→ **INSTRUCTIONS FOR THE TASK**: Give the number of lines in the data that contain "index", and nothing more.

→ **DATA**:

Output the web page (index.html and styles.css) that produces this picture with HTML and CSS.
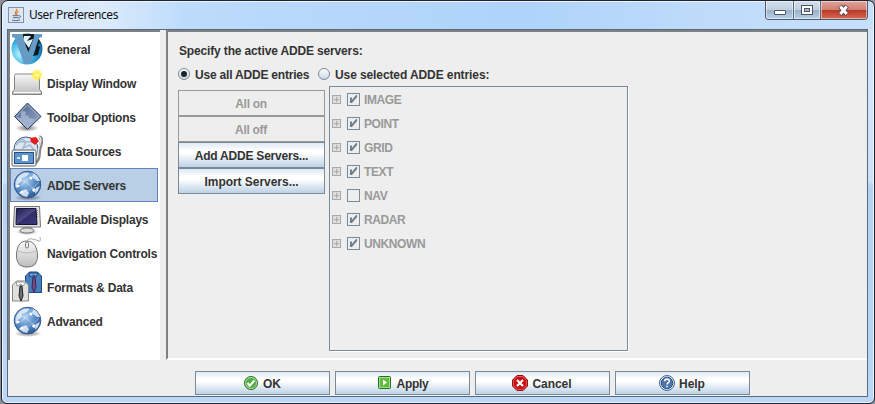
FILE: index.html
```html
<!DOCTYPE html>
<html lang="en">
<head>
<meta charset="utf-8">
<title>User Preferences</title>
<link rel="stylesheet" href="styles.css">
</head>
<body>
<svg class="defs" width="0" height="0">
  <defs>
    <linearGradient id="silver" x1="0" y1="0" x2="0" y2="1"><stop offset="0" stop-color="#f8f8f8"/><stop offset="1" stop-color="#bdbdbd"/></linearGradient>
    <linearGradient id="navy" x1="0" y1="0" x2="1" y2="1"><stop offset="0" stop-color="#1e1d48"/><stop offset=".5" stop-color="#4d4a88"/><stop offset=".52" stop-color="#302e67"/><stop offset="1" stop-color="#3e3c7c"/></linearGradient>
    <radialGradient id="sea" cx=".4" cy=".35" r=".65"><stop offset="0" stop-color="#b4d4f2"/><stop offset=".6" stop-color="#5a8dc8"/><stop offset="1" stop-color="#315c99"/></radialGradient>
    <radialGradient id="cyan" cx=".3" cy=".65" r=".8"><stop offset="0" stop-color="#c5f6ff"/><stop offset=".45" stop-color="#3fb8ea"/><stop offset=".8" stop-color="#1c7fb4"/><stop offset="1" stop-color="#0b4a68"/></radialGradient>
    <radialGradient id="sun"><stop offset="0" stop-color="#fffbc0"/><stop offset=".45" stop-color="#fff04a"/><stop offset="1" stop-color="#ffee30" stop-opacity="0"/></radialGradient>
    <radialGradient id="shade"><stop offset="0" stop-color="#333" stop-opacity=".65"/><stop offset="1" stop-color="#333" stop-opacity="0"/></radialGradient>
    <linearGradient id="slate" x1="0" y1="0" x2="1" y2="1"><stop offset="0" stop-color="#4a628e"/><stop offset="1" stop-color="#9aabc8"/></linearGradient>
    <symbol id="globe" viewBox="0 0 32 32">
      <ellipse cx="17" cy="28.500" rx="14" ry="3.500" fill="url(#shade)"/>
      <circle cx="16.500" cy="15.500" r="13.300" fill="url(#sea)" stroke="#35598f"/>
      <path d="M4.500 13Q7 5 14 3.500l5 .5-3 3-5 2-1 4-3 2-1 4-1.500-1zM22 4q5 2 7 8l-3 0-5-4zM10 22l5-2 3 4-2 4q-5-1-8-4zM25 19l4-2-2 5-3 3z" fill="#e3effa" opacity=".85"/>
      <path d="M5 18Q15 16 21 4M8 24Q20 22 28 13M6 10Q18 12 25 24" fill="none" stroke="#fff" opacity=".35"/>
      <g fill="#fff"><circle cx="7" cy="17" r="1.300"/><circle cx="20" cy="9" r="1.500"/><circle cx="23" cy="21" r="1.800"/><circle cx="11" cy="23" r="1.300"/></g>
    </symbol>
  </defs>
</svg>
<div class="window">
  <header class="titlebar">
    <svg class="java" viewBox="0 0 16 16"><rect x=".5" y=".5" width="15" height="15" fill="#dfe5ee" stroke="#8592a5"/><path d="M8.500 2c1.500 2-3 3.200-.6 6M10.500 4.500C8 6 8.500 6.500 9 8" fill="none" stroke="#e8792b" stroke-width="1.300"/><path d="M4.500 8.700h6.200M5 10.700h5.500M4 13c2 .9 6 .9 8-.2M11 8.700c2.500-.2 1.500 2-.3 2.500" fill="none" stroke="#4d6f93"/></svg>
    <span class="title">User Preferences</span>
    <div class="controls">
      <span class="ctl min"><svg width="14" height="18"><rect x="1.500" y="9.500" width="11" height="4" rx=".5" fill="#fff" stroke="#4d5665"/></svg></span>
      <span class="ctl max"><svg width="12" height="18"><rect x=".5" y="4.500" width="11" height="9" fill="#fff" stroke="#4d5665"/><rect x="3.500" y="7.500" width="5" height="3" fill="#a5b9d0" stroke="#4d5665"/></svg></span>
      <span class="ctl close"><svg width="14" height="18"><path d="M3 5l7 8.500M10 5L3 13.500" stroke="#61423f" stroke-width="5"/><path d="M3.300 5.500l6.400 7.500M9.700 5.500l-6.400 7.500" stroke="#fff" stroke-width="3"/></svg></span>
    </div>
  </header>
  <main class="client">
    <div class="split">
      <nav class="side">
        <div class="item"><svg viewBox="0 0 32 32"><circle cx="16" cy="16" r="15.500" fill="url(#cyan)"/><path d="M9 1h16l4 8-10 14z" fill="#111b24"/><path d="M13 3l7 0-4 5 6-2-4 9-6-8z" fill="#e4f4fa"/><path d="M26 12l3 2-2 8-5 1z" fill="#0c1822"/><path d="M1 1h11v3l5 16 6-16V1h8v3l-3 1-9 26h-6L4 5 1 4z" fill="#659bc4"/></svg><span>General</span></div>
        <div class="item"><svg viewBox="0 0 32 32"><path d="M1.500 24.500l2-2V8.500q0-1.500 2-1.500h21q2 0 2 2v13.500l2 2v3h-29z" fill="url(#silver)" stroke="#858585"/><path d="M3 25.500h26" stroke="#fafafa"/><circle cx="26" cy="8" r="6.500" fill="url(#sun)"/></svg><span>Display Window</span></div>
        <div class="item"><svg viewBox="0 0 32 32"><ellipse cx="16" cy="27" rx="12" ry="4" fill="url(#shade)"/><path d="M16.500 2L30 15.500 16.500 28.500 3.500 15.500z" fill="url(#slate)" stroke="#2c3c61"/><path d="M12 10l3 1-1 4 3-1 1 3 6 1-8 9-11-11 5 1v-5z" fill="#a9b9d3" opacity=".8"/><path d="M16.500 3.800L28.200 15.500 16.500 26.800 5.300 15.500z" fill="none" stroke="#aebbd2"/></svg><span>Toolbar Options</span></div>
        <div class="item"><svg viewBox="0 0 32 32"><circle cx="15" cy="14" r="12" fill="#dce6f2" stroke="#355b91"/><path d="M5 10l6-6 4 3-3 6 7-3 4 5M7 6q9 2 17 0" fill="none" stroke="#a4b8cf" stroke-width="1.500"/><path d="M28 2q4 1 2 7t-2 11-5 9" fill="none" stroke="#888" stroke-width="3.500"/><path d="M28 2q3 1 1 7t-2 10-4 8" fill="none" stroke="#e6e6e6" stroke-width="1.500"/><path d="M19 3l6-1 3 4-4 4-4-3z" fill="#e51c20"/><rect x="1" y="15" width="24" height="16" rx="1.500" fill="#f1f1ed" stroke="#5b6269"/><rect x="3.500" y="17.500" width="19" height="11" fill="#5d94cb" stroke="#1e4e8c"/><path d="M6 23h3" stroke="#fff" stroke-width="1.500"/><rect x="11" y="20" width="6" height="6" fill="#fff"/></svg><span>Data Sources</span></div>
        <div class="item selected"><svg viewBox="0 0 32 32"><use href="#globe"/></svg><span>ADDE Servers</span></div>
        <div class="item"><svg viewBox="0 0 32 32"><ellipse cx="16" cy="29" rx="11" ry="3" fill="url(#shade)"/><path d="M12 24h9l1 4H10z" fill="#bbb"/><ellipse cx="16" cy="27.500" rx="7" ry="2.500" fill="#ddd" stroke="#777"/><path d="M3.500 3.500h25l1 20.500h-27z" fill="#e2e2df" stroke="#777"/><path d="M5.500 5.500h19.500l1 16H5z" fill="url(#navy)" stroke="#17163d"/><path d="M26.500 7v7" stroke="#999" stroke-dasharray="1 1"/></svg><span>Available Displays</span></div>
        <div class="item"><svg viewBox="0 0 32 32"><path d="M16 5q0-4 5-3t7 2 1-4" fill="none" stroke="#aaa"/><ellipse cx="16" cy="27" rx="11" ry="4" fill="url(#shade)"/><path d="M15.500 4C8 4 5.500 11 5.500 19c0 7 4 11 10.500 11s10.500-4 10.500-11c0-8-3-15-11-15z" fill="url(#silver)" stroke="#727272"/><path d="M7 14q8 4 18 0" fill="none" stroke="#bbb"/><rect x="14.500" y="5" width="3" height="6" rx="1.500" fill="#eee" stroke="#777"/></svg><span>Navigation Controls</span></div>
        <div class="item"><svg viewBox="0 0 32 32"><path d="M14.500 5l4-4h8l4 4v16.500h-16z" fill="#477fbd" stroke="#1f4784"/><path d="M18 2h9l-2 4-2-2-4 2z" fill="#7ba7d6" stroke="#1f4784"/><path d="M22 6h2l1 11-2 4-2-4z" fill="#754b83" stroke="#3b2457"/><path d="M1.500 14l4-4h8l4 4v16h-16z" fill="#e1e1df" stroke="#858585"/><path d="M5 11h10l-3 4-2-2-4 2z" fill="#fff" stroke="#999"/><path d="M9 15h2l1 10-2 5-2-5z" fill="#6b7170" stroke="#222"/></svg><span>Formats &amp; Data</span></div>
        <div class="item"><svg viewBox="0 0 32 32"><use href="#globe"/></svg><span>Advanced</span></div>
      </nav>
      <section class="panel">
        <h1>Specify the active ADDE servers:</h1>
        <div class="radios">
          <label class="radio on"><i></i><span class="r1">Use all ADDE entries</span></label>
          <label class="radio"><i></i><span class="r2">Use selected ADDE entries:</span></label>
        </div>
        <div class="servers">
          <div class="actions">
            <button class="btn wide" disabled>All on</button>
            <button class="btn wide" disabled>All off</button>
            <button class="btn">Add ADDE Servers...</button>
            <button class="btn import">Import Servers...</button>
          </div>
          <div class="tree">
            <div class="node"><b class="plus"></b><i class="box checked"></i><span>IMAGE</span></div>
            <div class="node"><b class="plus"></b><i class="box checked"></i><span>POINT</span></div>
            <div class="node"><b class="plus"></b><i class="box checked"></i><span>GRID</span></div>
            <div class="node"><b class="plus"></b><i class="box checked"></i><span>TEXT</span></div>
            <div class="node"><b class="plus"></b><i class="box"></i><span>NAV</span></div>
            <div class="node"><b class="plus"></b><i class="box checked"></i><span>RADAR</span></div>
            <div class="node"><b class="plus"></b><i class="box checked"></i><span>UNKNOWN</span></div>
          </div>
        </div>
      </section>
    </div>
    <footer class="footer">
      <button class="btn"><svg viewBox="0 0 16 16"><circle cx="8" cy="8" r="6.600" fill="#55ad49" stroke="#39813a"/><circle cx="8" cy="8" r="5.500" fill="none" stroke="#a9d99b"/><path d="M4.500 8l2.300 2.700 4.500-5" fill="none" stroke="#fff" stroke-width="2"/></svg>OK</button>
      <button class="btn apply"><svg viewBox="0 0 16 16"><rect x="2.500" y="1.500" width="12" height="12" rx="1" fill="#62bd3f" stroke="#23702a"/><rect x="3.500" y="2.500" width="10" height="10" fill="none" stroke="#a5df89"/><path d="M7 4.500l4 3-4 3z" fill="#fff"/></svg>Apply</button>
      <button class="btn"><svg viewBox="0 0 16 16"><path d="M5 .5h6L15.500 5v6L11 15.500H5L.5 11V5z" fill="#cb1015" stroke="#970d12"/><path d="M5.300 1.500h5.400l3.800 3.800v5.400l-3.800 3.800H5.300l-3.800-3.800V5.300z" fill="none" stroke="#e85b5c"/><path d="M5 5l6 6M11 5l-6 6" stroke="#fff" stroke-width="2.200"/></svg>Cancel</button>
      <button class="btn"><svg viewBox="0 0 16 16"><circle cx="8" cy="8" r="7.500" fill="#e9f0f8" stroke="#42648f"/><circle cx="8" cy="8" r="5.800" fill="#4c76aa" stroke="#2e568e"/><path d="M5.700 6.300c0-3 4.800-2.800 4.600-.2 0 1.600-2.200 1.500-2.200 3.400M8.100 10.700v1.600" fill="none" stroke="#fff" stroke-width="1.600"/></svg>Help</button>
    </footer>
  </main>
</div>
</body>
</html>
```
FILE: styles.css
```css
* { box-sizing: border-box; }
body { margin: 0; width: 875px; height: 404px; overflow: hidden; background: #8c9096; font: bold 12px/14px "Liberation Sans", Arial, sans-serif; color: #333; }
.defs { position: absolute; }
.window { width: 874px; height: 404px; margin-left: 1px; border: 1px solid #20232f; border-radius: 7px 7px 6px 6px; padding: 0 6px 6px 5px; background: linear-gradient(#d5e7fa 0, #cde1f8 45%, #b5d2f4 46%, #bad7f7 100%); box-shadow: inset 0 0 0 1px #edf6ff; display: flex; flex-direction: column; }
.titlebar { height: 27px; flex: none; display: flex; align-items: flex-start; margin: 1px -5px 0 -4px; padding-left: 5px; border-radius: 5px 5px 0 0; background: linear-gradient(90deg, #d8e8fa 0, #dcebfb 100px, #bddcfb 180px, #b9d9fb 260px, #afd3fa 520px, #c0dcfa 720px, #c6dffa 100%); }
.java { width: 16px; height: 16px; margin-top: 5px; }
.title { font: 12px/16px "Noto Sans", sans-serif; color: #111; margin: 5px 0 0 5px; letter-spacing: -.45px; white-space: nowrap; }
.controls { display: flex; margin: -1px 5px 0 auto; width: 103px; height: 19px; border: 1px solid #4c5b70; border-top: 0; border-radius: 0 0 4px 4px; overflow: hidden; }
.ctl { display: flex; justify-content: center; background: linear-gradient(#d2dfed 0, #c0cfdf 48%, #9cb1c8 52%, #b9d0e6 100%); box-shadow: inset 0 0 0 1px rgba(255,255,255,.5); }
.min { width: 28px; border-right: 1px solid #596a80; }
.max { width: 27px; border-right: 1px solid #596a80; }
.close { width: 46px; background: linear-gradient(#e1a39a 0, #d08073 48%, #ba3928 52%, #d66b50 100%); }
.client { flex: 1; min-height: 0; background: #eee; border: 1px solid #59697e; display: flex; flex-direction: column; }
.split { height: 330px; flex: none; display: flex; gap: 6px; }
.side { width: 152px; background: #fff; border: 2px solid #7e8184; border-right: 0; border-bottom: 0; }
.item { height: 34px; width: 148px; border: 1px solid transparent; display: flex; align-items: center; white-space: nowrap; }
.item svg { width: 32px; height: 32px; flex: none; }
.item span { margin: 1px 0 0 4px; letter-spacing: -.2px; }
.item.selected { background: #b8cfe5; border-color: #6382bf; }
.panel { flex: 1; border: 2px solid #7e8184; border-right: 0; border-bottom: 2px solid #fff; padding: 12px 0 0 10px; }
h1 { font: inherit; margin: 0 0 0 1px; letter-spacing: -.15px; }
.radios { display: flex; height: 14px; margin-top: 9px; }
.radio { display: flex; align-items: center; width: 140px; white-space: nowrap; }
.radio i { width: 12px; height: 12px; border: 1px solid #7a8a99; border-radius: 50%; background: linear-gradient(#fff, #c4d7e9); flex: none; display: flex; align-items: center; justify-content: center; }
.radio span { margin: 2px 0 0 5px; letter-spacing: -.2px; }
.radio .r2 { letter-spacing: -.1px; }
.radio.on i::after { content: ""; width: 6px; height: 6px; border-radius: 50%; background: #222; }
.servers { display: flex; align-items: flex-start; gap: 4px; margin-top: 5px; }
.actions { width: 147px; display: flex; flex-direction: column; padding-top: 4px; }
.btn { font: inherit; color: #333; border: 1px solid #7a8a99; padding: 0; margin: 0; border-radius: 0; background: linear-gradient(#dfe9f3 0, #fff 32%, #fff 42%, #bdd2e5 100%); display: flex; justify-content: center; align-items: center; letter-spacing: -.22px; }
.actions .btn { height: 26px; padding-top: 1px; }
.btn.wide { letter-spacing: -.3px; padding-right: 1px; }
.btn.import { letter-spacing: -.04px; }
.btn:disabled { color: #999; border-color: #999; background: #eee; }
.tree { width: 299px; height: 265px; border: 1px solid #7a8a99; box-shadow: 1px 1px #fff; padding: 1px 2px; color: #999; letter-spacing: -.4px; }
.node { height: 24px; display: flex; align-items: center; }
.plus { width: 9px; height: 9px; margin-bottom: 1px; border: 1px solid #aaa; background: linear-gradient(#aaa, #aaa) center/5px 1px no-repeat, linear-gradient(#aaa, #aaa) center/1px 5px no-repeat, #ddd; }
.box { width: 13px; height: 13px; border: 1px solid #7a8a99; margin: 0 4px 1px 6px; display: block; }
.box.checked::after { content: ""; display: block; width: 7px; height: 8px; margin: 1px 0 0 2px; background: #6f7f8e; clip-path: polygon(0 30%, 28% 30%, 28% 62%, 85% 0, 100% 0, 100% 28%, 28% 100%, 0 100%); }
.footer { display: flex; gap: 5px; padding: 11px 0 0 187px; }
.footer .btn { width: 135px; height: 24px; padding: 1px 1px 0 0; letter-spacing: -.05px; }
.footer svg { width: 16px; height: 16px; margin-right: 4px; margin-top: -1px; }
.footer .apply { letter-spacing: -.3px; }
.footer .apply svg { margin-right: 5px; }
```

→ **COMPLETE OUTPUT**: 2